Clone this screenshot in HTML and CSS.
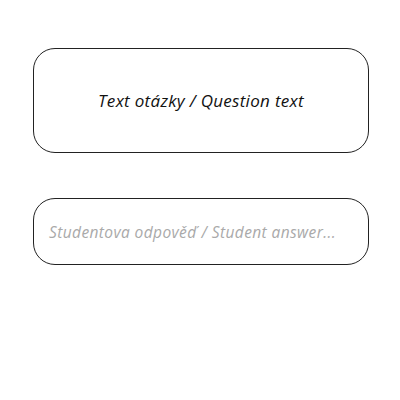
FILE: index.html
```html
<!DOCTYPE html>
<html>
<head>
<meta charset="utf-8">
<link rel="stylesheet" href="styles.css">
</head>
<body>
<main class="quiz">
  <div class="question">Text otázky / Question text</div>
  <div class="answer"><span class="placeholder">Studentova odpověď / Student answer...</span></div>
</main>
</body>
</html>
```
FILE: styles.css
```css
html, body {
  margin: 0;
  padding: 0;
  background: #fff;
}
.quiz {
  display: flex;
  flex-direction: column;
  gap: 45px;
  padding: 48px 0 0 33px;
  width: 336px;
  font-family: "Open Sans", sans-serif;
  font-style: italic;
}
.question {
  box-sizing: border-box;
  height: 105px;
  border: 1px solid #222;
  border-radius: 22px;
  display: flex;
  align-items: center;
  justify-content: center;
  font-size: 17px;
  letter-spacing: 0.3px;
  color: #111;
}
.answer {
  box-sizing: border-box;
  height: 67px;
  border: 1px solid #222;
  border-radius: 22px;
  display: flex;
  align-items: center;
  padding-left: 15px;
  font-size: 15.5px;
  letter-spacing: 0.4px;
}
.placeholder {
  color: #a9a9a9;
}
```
---
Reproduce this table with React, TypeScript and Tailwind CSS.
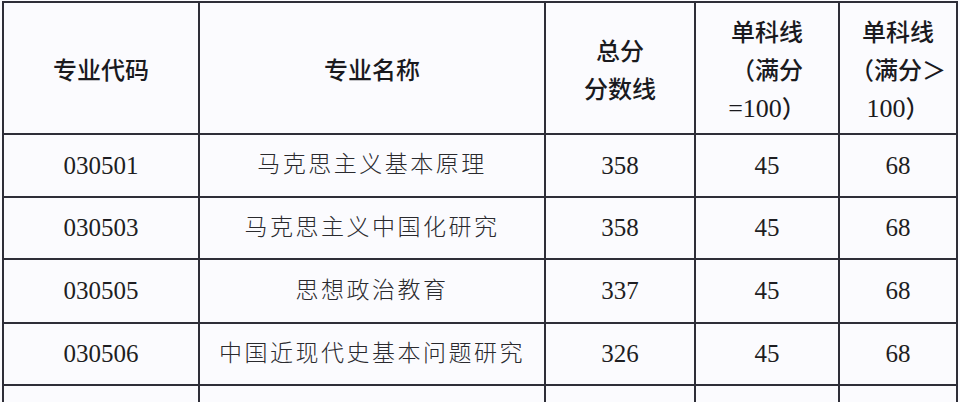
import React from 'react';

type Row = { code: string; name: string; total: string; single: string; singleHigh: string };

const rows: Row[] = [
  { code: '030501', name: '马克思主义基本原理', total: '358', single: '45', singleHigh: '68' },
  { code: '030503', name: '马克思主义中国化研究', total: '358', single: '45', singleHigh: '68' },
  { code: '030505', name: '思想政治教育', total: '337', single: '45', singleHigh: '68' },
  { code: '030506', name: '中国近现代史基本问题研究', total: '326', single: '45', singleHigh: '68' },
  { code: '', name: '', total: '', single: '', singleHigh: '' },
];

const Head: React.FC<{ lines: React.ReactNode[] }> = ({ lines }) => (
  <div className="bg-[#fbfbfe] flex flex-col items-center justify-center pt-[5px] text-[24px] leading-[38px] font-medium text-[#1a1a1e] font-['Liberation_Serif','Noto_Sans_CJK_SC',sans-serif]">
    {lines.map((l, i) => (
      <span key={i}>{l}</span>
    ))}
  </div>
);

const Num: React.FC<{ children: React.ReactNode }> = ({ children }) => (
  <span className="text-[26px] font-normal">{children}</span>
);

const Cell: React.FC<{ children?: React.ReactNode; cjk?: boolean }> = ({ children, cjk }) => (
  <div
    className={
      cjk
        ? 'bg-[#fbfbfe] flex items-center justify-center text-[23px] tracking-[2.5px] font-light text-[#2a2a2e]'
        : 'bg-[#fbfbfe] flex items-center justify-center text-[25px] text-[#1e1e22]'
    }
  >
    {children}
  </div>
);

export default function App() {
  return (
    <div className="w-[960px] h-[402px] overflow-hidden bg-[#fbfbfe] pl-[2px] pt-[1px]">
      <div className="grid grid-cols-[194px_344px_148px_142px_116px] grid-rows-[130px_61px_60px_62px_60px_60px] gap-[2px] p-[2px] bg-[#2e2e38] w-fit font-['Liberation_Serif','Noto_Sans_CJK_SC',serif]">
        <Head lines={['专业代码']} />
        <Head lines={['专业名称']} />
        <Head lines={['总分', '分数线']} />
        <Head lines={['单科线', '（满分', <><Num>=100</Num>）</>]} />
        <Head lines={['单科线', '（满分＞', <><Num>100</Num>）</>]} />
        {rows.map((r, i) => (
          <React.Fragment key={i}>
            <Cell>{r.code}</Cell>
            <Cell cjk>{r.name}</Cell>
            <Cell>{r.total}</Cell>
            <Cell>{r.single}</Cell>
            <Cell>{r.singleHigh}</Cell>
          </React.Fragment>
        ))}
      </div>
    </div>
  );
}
* * *
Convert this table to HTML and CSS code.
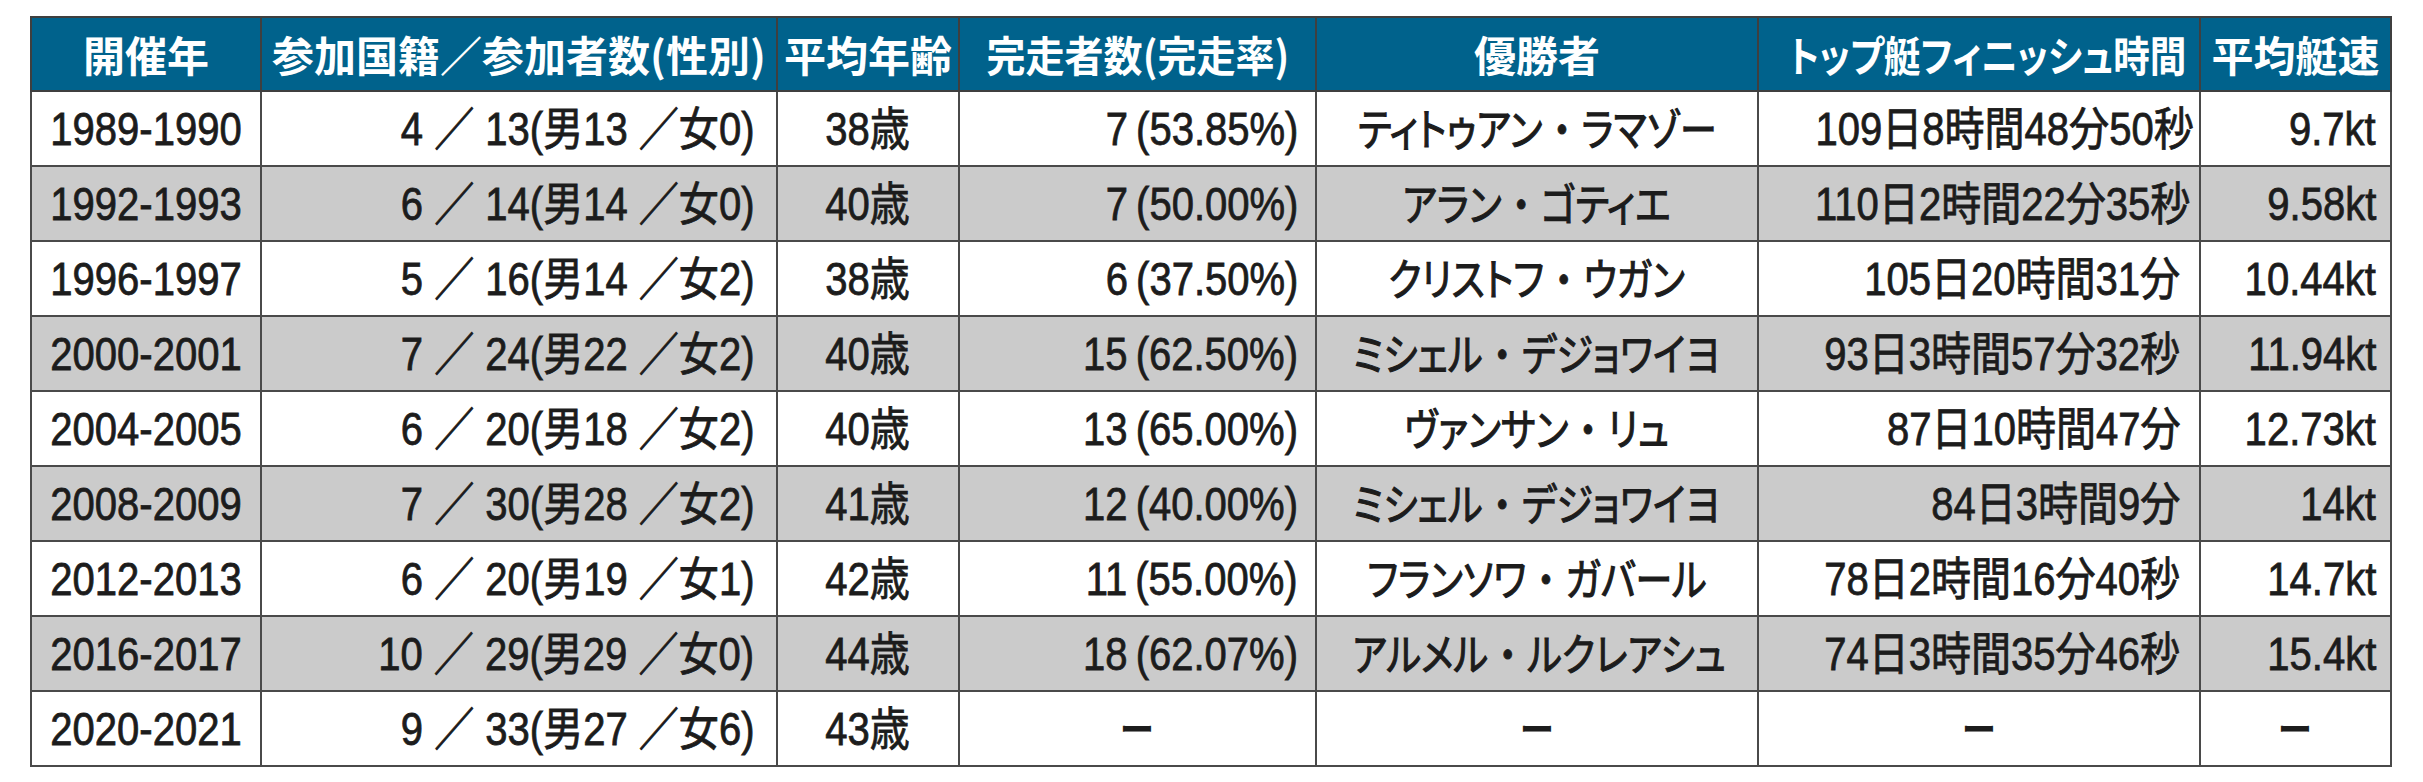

◆ **What to do**:
Starting at the line containing "Reproduce this table" and stopping after the line containing "string; name: string;", give the lines again exactly and leave out every image.

◆ **Problem solution**:
Reproduce this table with React, TypeScript and Tailwind CSS.
import React from 'react';

type Row = { code: string; name: string; total: string; single: string; singleHigh: string };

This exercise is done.